By Sonia Ahmed | 2 April 2020
Is dubbed as the cultural capital of Japan. In the face of rapid modernization in the country, Kyoto clings to its roots and traditions with Fushimi Inari and its 10,000 Torii gates at the heart of the city's serene gardens, customary tea houses, and traditional dojos.
Built by the Hata family in the 7th century, Fushimi Inari shrine is dedicated to Inari – the Shinto God of rice, associated with wealth and business prosperity. But, its significance to the ancient Japanese spirituality and Shinto martial arts runs deeper.
Spiritual Relation Of Aikido Philosophy to Fushimi Inari-Taisha
The relation of Aikido martial arts and Shinto temple Fushimi Inari runs old and deep; moral teachings and spiritualism forge their mystic connection. In essence, both aim for humans to reach a spiritual stage of highest equality with the spirits, the kami or Shinto gods.
Much like spiritualism, Aikido aims for the development and coordination of mind, body, and spirit. It is a non-competitive martial art for self-defense and self-discovery, developed by O Sensei Morihei Ueshiba. He is the founder of Aikido martial art and established Hombu Dojo in Tokyo in 1928, making it the oldest Aikikai training center in Japan.
But if you wish to enjoy the life-altering training experience at Fushimi Inari-Taisha under the shadows of Senbon Torii, you can get enrolled in the nearest Aikido Kyoto Dojo in Kyoto.
At this dojo, you can train under world-famous aikidokas and can experience the real depth of Aikido through daily training with experts and students in a culturally diverse and inclusive environment.
Derived from the traditional Shinto martial arts, Aikido's principle is to "evade, redirect or neutralize an attack by using opponents' force against themselves."

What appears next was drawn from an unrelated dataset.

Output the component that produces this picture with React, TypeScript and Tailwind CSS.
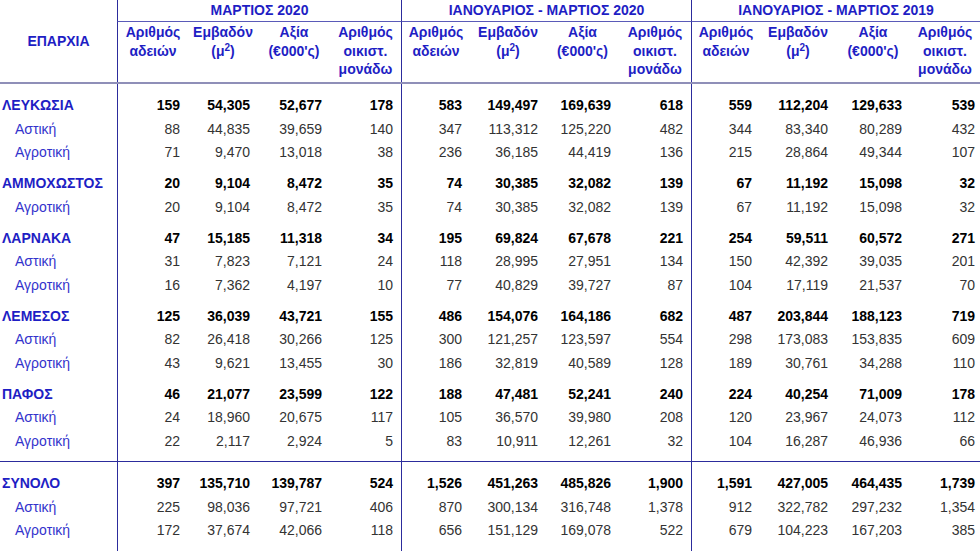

This philosophy urges the aikidokas to apply Aiki techniques with compassion and thoughtfulness. As a result, "you will have countless eye-opening encounters, learn about your own self, and refine your ability to judge and make decisions," says Yoko Okamoto, the Dojo-Cho of Aikido Kyoto.
Training with Yoko Okamoto Sensei at Aikido Kyoto Dojos
Kyoto is home to master aikodokas including Japan's most respected female Shihan, Yoko Okamoto. She is the Dojo-Cho i.e., the chief instructor of Aikido Kyoto Dojos.
Source: Bucks County Aikido
Currently, she is 7th Dan and runs this training center with her husband, Chris Mulligan, 6th Dan. With Hombu Dojo as her alma mater, Yoko Okamoto trained under the legendary Kisshomaru Ueshiba, son of O Sensei.
Her Aikido art form is mainly influenced by Seigo Yamaguchi sensei, Christian Tessier Sensei, and Ichiro Shibata sensei.
Since Aikido is a non-competitive budo, the spirit of peace, harmony, and traditional values are reflected in the practice of Aikido.
Aikido Kyoto is an accurate representation of this peaceful diversity and cultural assimilation visualized by O Sensei. With 20% of their enrollment from international students, Aikido Kyoto has students of all ages, countries, cultures, and ethnicities.
Yoko Shihan hopes to impart the essence of Aikido to her students. She inspires them to see beyond the form, clear their minds, and experience the beauty of the moment.
"The source of budo [the martial way] is God's love"… True Budo is to accept the spirit of the universe, keep the peace of the world, correctly produce, protect, and cultivate all beings in nature."
O Sensei - Morihei Ueshiba
She herself trained in Aikikai under different teachers in Japan, France, and the USA. She stresses on the flexibility of the form and encourages her students to internalize Aikido principles and enjoy the freedom it brings instead of trying to be like the teacher.
The campus life is colorful at Aikido Kyoto. Traditional tea ceremonies and Kabuki are arranged regularly to keep things interesting for the younger generation. Besides the fun of visiting beautiful places, training in Kyoto can be a life-altering experience if you wish to explore its spiritual route through numerous shrines, waterfalls, and altars around the Mount Inari.
Considered to be the holy body of the deity Inari, this mountain offers a spectacular chance to take in the breathtaking scenery and indulge in self-reflection through this Shinto martial art.
Hiking to the top at dusk is the best way to avoid visitors and enjoy the solace of Aikido form and mystic experience.